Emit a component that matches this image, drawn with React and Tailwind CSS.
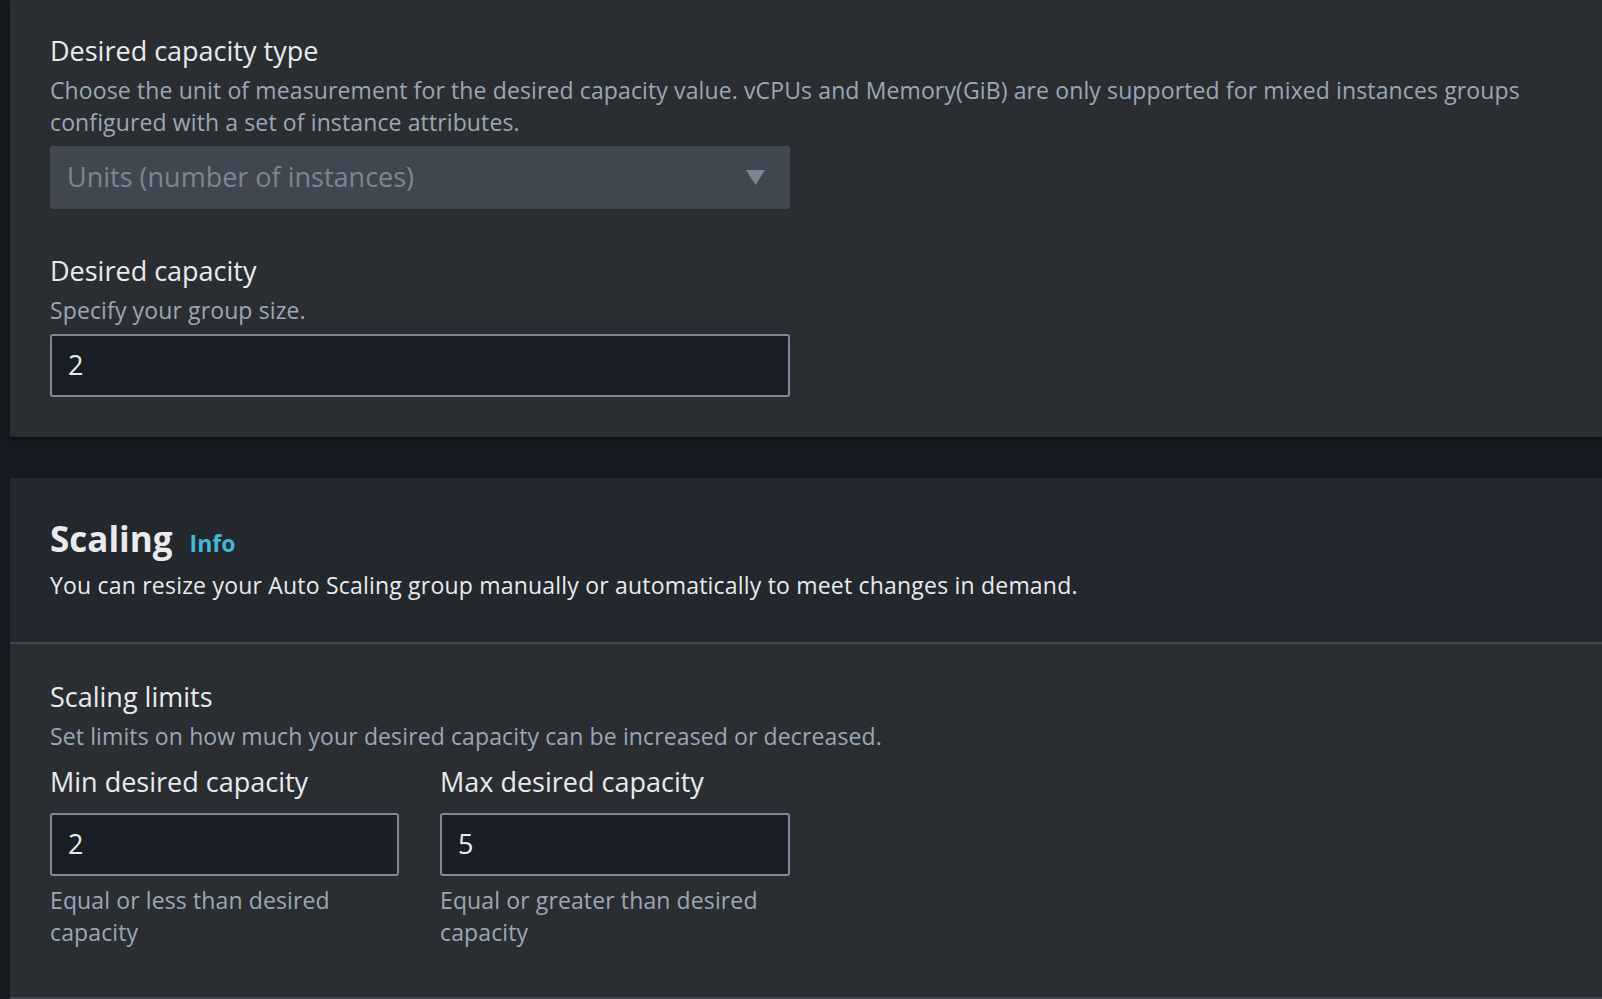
import React from 'react'

const font = "font-['Open_Sans',sans-serif]"

const Label = ({ children }) => (
  <div className="text-[27px] leading-[32px] font-medium text-[#e9ebed]">{children}</div>
)

const Desc = ({ children, className = "" }) => (
  <div className={`text-[23px] leading-[32px] tracking-[0.12px] text-[#9ba7b6] ${className}`}>{children}</div>
)

const TextInput = ({ value, className = "" }) => (
  <div className={`h-[63px] rounded-[3px] border-2 border-[#7d8998] bg-[#1a1f27] px-[16px] flex items-center text-[27px] text-[#e9ebed] ${className}`}>
    {value}
  </div>
)

const App = () => {
  return (
    <div className={`min-h-[999px] bg-[#161a20] pl-[10px] ${font}`}>
      {/* capacity card */}
      <div className="bg-[#2a2e33] px-[40px] pt-[35px] pb-[40px] shadow-[0_2px_3px_rgba(0,0,0,0.5)]">
        <Label>Desired capacity type</Label>
        <Desc className="mt-[7px]">
          <span className="block whitespace-nowrap">Choose the unit of measurement for the desired capacity value. vCPUs and Memory(GiB) are only supported for mixed instances groups</span>
          <span className="block">configured with a set of instance attributes.</span>
        </Desc>
        <div className="mt-[8px] w-[740px] h-[63px] rounded-[3px] bg-[#414750] pl-[17px] pr-[24px] flex items-center justify-between">
          <span className="text-[27px] text-[#7d8690]">Units (number of instances)</span>
          <svg width="21" height="17" viewBox="0 0 21 17">
            <path d="M1 1 H20 L10.5 16 Z" fill="#7d8690" />
          </svg>
        </div>

        <div className="mt-[46px]">
          <Label>Desired capacity</Label>
          <Desc className="mt-[7px]">Specify your group size.</Desc>
          <TextInput value="2" className="mt-[8px] w-[740px]" />
        </div>
      </div>

      {/* scaling card */}
      <div className="mt-[41px] bg-[#2a2e33] border-b-2 border-[#414750]">
        <div className="bg-[#23272e] px-[40px] pt-[41px] pb-[41px] border-b-2 border-[#414750]">
          <div className="flex h-[40px] items-baseline gap-[17px]">
            <h2 className="text-[35px] leading-[40px] font-bold text-[#e9ebed]">Scaling</h2>
            <a className="text-[23px] leading-[24px] font-bold text-[#44b9d6]">Info</a>
          </div>
          <p className="mt-[10px] text-[23px] leading-[32px] tracking-[0.2px] text-[#e9ebed]">
            You can resize your Auto Scaling group manually or automatically to meet changes in demand.
          </p>
        </div>

        <div className="px-[40px] pt-[37px] pb-[49px]">
          <Label>Scaling limits</Label>
          <Desc className="mt-[7px]">Set limits on how much your desired capacity can be increased or decreased.</Desc>
          <div className="mt-[14px] flex gap-[41px]">
            <div className="w-[349px]">
              <Label>Min desired capacity</Label>
              <TextInput value="2" className="mt-[15px]" />
              <Desc className="mt-[8px]">Equal or less than desired capacity</Desc>
            </div>
            <div className="w-[350px]">
              <Label>Max desired capacity</Label>
              <TextInput value="5" className="mt-[15px]" />
              <Desc className="mt-[8px]">Equal or greater than desired capacity</Desc>
            </div>
          </div>
        </div>
      </div>
    </div>
  )
}

export default App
——
**THE EXERCISE:** Transcribe the full listing above exactly, with the images removed.

**WRITTEN ANSWER:**
Emit a component that matches this image, drawn with React and Tailwind CSS.
import React from 'react'

const font = "font-['Open_Sans',sans-serif]"

const Label = ({ children }) => (
  <div className="text-[27px] leading-[32px] font-medium text-[#e9ebed]">{children}</div>
)

const Desc = ({ children, className = "" }) => (
  <div className={`text-[23px] leading-[32px] tracking-[0.12px] text-[#9ba7b6] ${className}`}>{children}</div>
)

const TextInput = ({ value, className = "" }) => (
  <div className={`h-[63px] rounded-[3px] border-2 border-[#7d8998] bg-[#1a1f27] px-[16px] flex items-center text-[27px] text-[#e9ebed] ${className}`}>
    {value}
  </div>
)

const App = () => {
  return (
    <div className={`min-h-[999px] bg-[#161a20] pl-[10px] ${font}`}>
      {/* capacity card */}
      <div className="bg-[#2a2e33] px-[40px] pt-[35px] pb-[40px] shadow-[0_2px_3px_rgba(0,0,0,0.5)]">
        <Label>Desired capacity type</Label>
        <Desc className="mt-[7px]">
          <span className="block whitespace-nowrap">Choose the unit of measurement for the desired capacity value. vCPUs and Memory(GiB) are only supported for mixed instances groups</span>
          <span className="block">configured with a set of instance attributes.</span>
        </Desc>
        <div className="mt-[8px] w-[740px] h-[63px] rounded-[3px] bg-[#414750] pl-[17px] pr-[24px] flex items-center justify-between">
          <span className="text-[27px] text-[#7d8690]">Units (number of instances)</span>
          <svg width="21" height="17" viewBox="0 0 21 17">
            <path d="M1 1 H20 L10.5 16 Z" fill="#7d8690" />
          </svg>
        </div>

        <div className="mt-[46px]">
          <Label>Desired capacity</Label>
          <Desc className="mt-[7px]">Specify your group size.</Desc>
          <TextInput value="2" className="mt-[8px] w-[740px]" />
        </div>
      </div>

      {/* scaling card */}
      <div className="mt-[41px] bg-[#2a2e33] border-b-2 border-[#414750]">
        <div className="bg-[#23272e] px-[40px] pt-[41px] pb-[41px] border-b-2 border-[#414750]">
          <div className="flex h-[40px] items-baseline gap-[17px]">
            <h2 className="text-[35px] leading-[40px] font-bold text-[#e9ebed]">Scaling</h2>
            <a className="text-[23px] leading-[24px] font-bold text-[#44b9d6]">Info</a>
          </div>
          <p className="mt-[10px] text-[23px] leading-[32px] tracking-[0.2px] text-[#e9ebed]">
            You can resize your Auto Scaling group manually or automatically to meet changes in demand.
          </p>
        </div>

        <div className="px-[40px] pt-[37px] pb-[49px]">
          <Label>Scaling limits</Label>
          <Desc className="mt-[7px]">Set limits on how much your desired capacity can be increased or decreased.</Desc>
          <div className="mt-[14px] flex gap-[41px]">
            <div className="w-[349px]">
              <Label>Min desired capacity</Label>
              <TextInput value="2" className="mt-[15px]" />
              <Desc className="mt-[8px]">Equal or less than desired capacity</Desc>
            </div>
            <div className="w-[350px]">
              <Label>Max desired capacity</Label>
              <TextInput value="5" className="mt-[15px]" />
              <Desc className="mt-[8px]">Equal or greater than desired capacity</Desc>
            </div>
          </div>
        </div>
      </div>
    </div>
  )
}

export default App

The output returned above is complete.